The possibilities of a beach: queerness and Francois Ozon's beaches
Oxford University Press
François Ozon's predilection for the beach has been noted by many critics, to the extent that is now read as an auteurist signature. Using the work of Judith Halberstam and Lee Edelman, this essay argues that the recurrent use of the beachscape in Ozon's films offers a way of envisaging a queer cinema which is not predicated on individual bodies performing discrete acts, but which provides a framework for constantly reconfiguring what queer forms and practices might be. His beaches undo reproductive futurism as they place time into a loop of repetition and haunting. These spectral figures often take the form of ghostly children, though these act not as sentimental ciphers of the future but as an affective pull issuing from another time (a simultaneous doubled past and future) outside of the remit of normative desires.
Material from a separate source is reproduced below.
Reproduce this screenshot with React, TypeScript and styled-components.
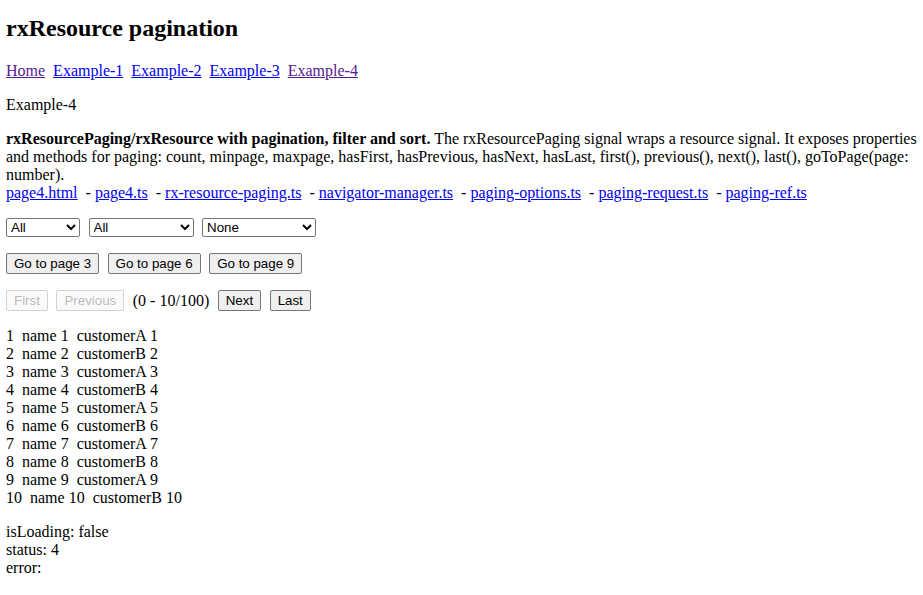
import styled, { createGlobalStyle } from "styled-components";

const GlobalStyle = createGlobalStyle`
  html, body {
    margin: 0;
    padding: 0;
    background: #ffffff;
  }
  body {
    font-family: "Liberation Serif", "Times New Roman", serif;
    font-size: 16px;
    line-height: 18px;
    color: #000000;
  }
`;

const Page = styled.div`
  padding: 14px 4px 0 6px;
`;

const Title = styled.h1`
  font-size: 24px;
  line-height: 28px;
  font-weight: bold;
  margin: 0 0 20px;
`;

const Nav = styled.nav`
  margin: 0 0 16px;
`;

const Link = styled.a<{ $visited?: boolean }>`
  color: ${(p) => (p.$visited ? "#551a8b" : "#0000ee")};
  text-decoration: underline;
  cursor: pointer;
`;

const Block = styled.p`
  margin: 0 0 16px;
`;

const Controls = styled.div`
  display: flex;
  align-items: center;
  gap: 8.5px;
  margin: 0 0 16px;
`;

const Select = styled.select<{ $w: number }>`
  width: ${(p) => p.$w}px;
  height: 19px;
  font-family: "Liberation Sans", Arial, sans-serif;
  font-size: 13.33px;
  border: 1px solid #767676;
  border-radius: 2px;
  background: #ffffff;
  color: #000000;
  padding: 0;
  margin: 0;
`;

const Button = styled.button`
  font-family: "Liberation Sans", Arial, sans-serif;
  font-size: 13.33px;
  line-height: 15px;
  height: 21px;
  padding: 1px 7px;
  margin: 0;
  background: #efefef;
  color: #000000;
  border: 1px solid #767676;
  border-radius: 2px;

  &:disabled {
    background: rgba(239, 239, 239, 0.3);
    color: rgba(16, 16, 16, 0.3);
    border-color: rgba(118, 118, 118, 0.3);
  }
`;

const Range = styled.span`
  font-size: 16px;
`;

const List = styled.div`
  margin: 0 0 16px;
`;

const Row = styled.div`
  display: flex;
  gap: 8px;
`;

const Status = styled.div``;

const files = [
  "page4.html",
  "page4.ts",
  "rx-resource-paging.ts",
  "navigator-manager.ts",
  "paging-options.ts",
  "paging-request.ts",
  "paging-ref.ts",
];

const rows = Array.from({ length: 10 }, (_, i) => ({
  id: i + 1,
  name: `name ${i + 1}`,
  customer: `customer${i % 2 === 0 ? "A" : "B"} ${i + 1}`,
}));

function App() {
  return (
    <>
      <GlobalStyle />
      <Page>
        <Title>rxResource pagination</Title>
        <Nav>
          <Link $visited>Home</Link>
          {"\u00a0 "}
          <Link>Example-1</Link>
          {"\u00a0 "}
          <Link>Example-2</Link>
          {"\u00a0 "}
          <Link>Example-3</Link>
          {"\u00a0 "}
          <Link $visited>Example-4</Link>
        </Nav>
        <Block>Example-4</Block>
        <Block>
          <b>rxResourcePaging/rxResource with pagination, filter and sort.</b> The rxResourcePaging signal
          wraps a resource signal. It exposes properties and methods for paging: count, minpage, maxpage,
          hasFirst, hasPrevious, hasNext, hasLast, first(), previous(), next(), last(), goToPage(page: number).
          <br />
          {files.map((f, i) => (
            <span key={f}>
              {i > 0 && "\u00a0 - "}
              <Link>{f}</Link>
            </span>
          ))}
        </Block>
        <Controls>
          <Select $w={74} defaultValue="all">
            <option value="all">All</option>
            <option value="a">customerA</option>
            <option value="b">customerB</option>
          </Select>
          <Select $w={105} defaultValue="all">
            <option value="all">All</option>
            <option value="odd">Odd names</option>
            <option value="even">Even names</option>
          </Select>
          <Select $w={114} defaultValue="none">
            <option value="none">None</option>
            <option value="asc">Name ascending</option>
            <option value="desc">Name descending</option>
          </Select>
        </Controls>
        <Controls>
          <Button>Go to page 3</Button>
          <Button>Go to page 6</Button>
          <Button>Go to page 9</Button>
        </Controls>
        <Controls>
          <Button disabled>First</Button>
          <Button disabled>Previous</Button>
          <Range>(0 - 10/100)</Range>
          <Button>Next</Button>
          <Button>Last</Button>
        </Controls>
        <List>
          {rows.map((r) => (
            <Row key={r.id}>
              <span>{r.id}</span>
              <span>{r.name}</span>
              <span>{r.customer}</span>
            </Row>
          ))}
        </List>
        <Status>isLoading: false</Status>
        <Status>status: 4</Status>
        <Status>error: </Status>
      </Page>
    </>
  );
}

export default App;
As such, Ozon's films offer a radical vision in which alternative kinship structures are suggested by the friable and shifting nature of the sands which feature in his films.
© The Author 2012. This is a pre-copy-editing, author-produced PDF of an article accepted for publication in Screen following peer review. The definitive publisher-authenticated version vol. 53 issue 1 pp. 54-71 is available online at: http://screen.oxfordjournals.org/content/53/1/54.abstract.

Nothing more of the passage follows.